Hi @Paolo_Cortese I hope you had a great Christmas and New Years holiday. I've taken the back off the machine and attached a couple of photos to this post. If you can let me know what needs changing to sort the high pressure issue out that would be great 😁


----------



## DavecUK (Aug 6, 2013)

That's the 1 way valve. The large hexagon shaped brass bit


----------



## Tsangpa (Nov 26, 2017)

Hi @DavecUK on closer inspection that valve is on the line feeding the steam boiler which on this machine is the fatter boiler at the back of the Vostok. As far as I can tell there are two feeds, one to each boiler and then some outlet pipes in parallel with the feeds that have valves on them to allow the boilers to be drained. The feed to the brew boiler comes from a connector that looks to be a pressure reducer that also has the pressure gauge attached to it. Hopefully the attached pictures should make it a bit clearer.


----------



## Paolo_Cortese (Jul 11, 2014)

Hi is there a one way valve under the brew boiler I'm not able to see from the photos.


----------



## Tsangpa (Nov 26, 2017)

Hi @Paolo_Cortesehere are a couple more photos of the pipe feeding the brew boiler. The copper feed goes into a silver coloured tee connector that goes into the bottom of the brew boiler. The other pipe from the tee seems to go to a copper pipe with an isolation valve on it that I presume is used for draining the boiler.


----------



## Paolo_Cortese (Jul 11, 2014)

ok the problem is that there isn't a one way valve that's why you read a residual back pressure.


----------



## DavecUK (Aug 6, 2013)

If your other machines pressure gauge on the inlet is different, perhaps no back flow check valve on it (unusual), or it's 1 way valve is leaky, then it may not show the high pressure. It would only show whatever the mains pressure is regulated too e.g. 2 bar.

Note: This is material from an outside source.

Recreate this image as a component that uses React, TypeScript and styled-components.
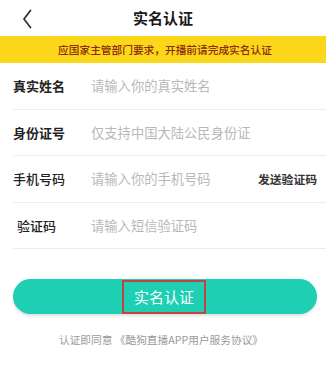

1. I'm not sure from Paolos answer whether the machine should have a 1 way valve and it's missing?

2. If the Other Vostock doesn't have a 1 way valve for the brew boiler feed as well, especially if it's* not *doing the same thing?

2. Does it have the same pressure gauge?

4. Why this machine never did it before?


----------



## Tsangpa (Nov 26, 2017)

Yep I'm not sure about it either. I can't remember ever seeing what the pressure was on this machine before but I know from the other Vostok that when it's on and working the pressure shows as around 4 bar.

If it's ok to work without a one way valve on this one no problem, it's been working ok so far so that's cool. My main concern is that reading over 16bar or pressure seems a bit high for me. I don't know if that's normal for the brew boiler to get to that pressure - it's over 16 bar as that's as high as the gauge will go to.

My main concern is that I don't want to put the machine back into service if it's over pressure as things like that can go boom in all the wrong ways.


----------



## DavecUK (Aug 6, 2013)

Tsangpa said:


> Yep I'm not sure about it either. I can't remember ever seeing what the pressure was on this machine before but I know from the other Vostok that when it's on and working the pressure shows as around 4 bar.
> 
> If it's ok to work without a one way valve on this one no problem, it's been working ok so far so that's cool. My main concern is that reading over 16bar or pressure seems a bit high for me. I don't know if that's normal for the brew boiler to get to that pressure - it's over 16 bar as that's as high as the gauge will go to.
> 
> My main concern is that I don't want to put the machine back into service if it's over pressure as things like that can go boom in all the wrong ways.


 This will save you from going boom...I would recommend you lower the pressure by adjusting this valve...because of the way the Vostok works you could probably loosen this to a much lower pressure.


----------



## Tsangpa (Nov 26, 2017)

Hi @DavecUK unfortunately that valve is connected to the steam boiler. The only valve connected to the brew boiler is in this picture. Any ideas how I would adjust it or check that it's working properly?


----------



## Paolo_Cortese (Jul 11, 2014)

Don't move nothing, as I told you the problem is a missing one way valve to avoid to read a wrong pressure. On the pressure reducer there is a one way valve inside but the manometer is located between the brew boiler and the pressure reducer. To eliminate the problem it's necessari to assemble another one way valve in the bottom of the brew boiler.


----------



## Tsangpa (Nov 26, 2017)

Paolo_Cortese said:


> Don't move nothing, as I told you the problem is a missing one way valve to avoid to read a wrong pressure. On the pressure reducer there is a one way valve inside but the manometer is located between the brew boiler and the pressure reducer. To eliminate the problem it's necessari to assemble another one way valve in the bottom of the brew boiler.


 No problem. If you can tell me what part to fit and where to get it from that would be great - thanks again. Alternatively is it safe to use as it is without adding a one way valve?


----------



## Tsangpa (Nov 26, 2017)

Hi @Paolo_Cortese I'm just wondering if it's safe to start using the Vostok again without an additional one way valve between the brew boiler and the manometer? Is the brew boiler at a dangerously high pressure or is it just an anomaly with the manometer because there's no one-way valve between it and the brew boiler? Thanks again


----------



## Paolo_Cortese (Jul 11, 2014)

It's always safe the one way valve is used only to read on the gauge a right pressure nothing else


----------



## Tsangpa (Nov 26, 2017)

Paolo_Cortese said:


> It's always safe the one way valve is used only to read on the gauge a right pressure nothing else


 The Vostok is now back to making perfect coffee again. The manometer only goes over 16bar when the brew boiler is heating and then gradually descends back to 4 bar when the boiler reaches temperature. Thanks again to @Paolo_Cortese and @DavecUK for your patience and help. The support I've received with this and other machines is astounding. I'd never recommend anything other than ACS - thanks again guys.


----------



## Rincewind (Aug 25, 2020)

Excellent....always nice to see/read a happy ending....enjoy 😊


----------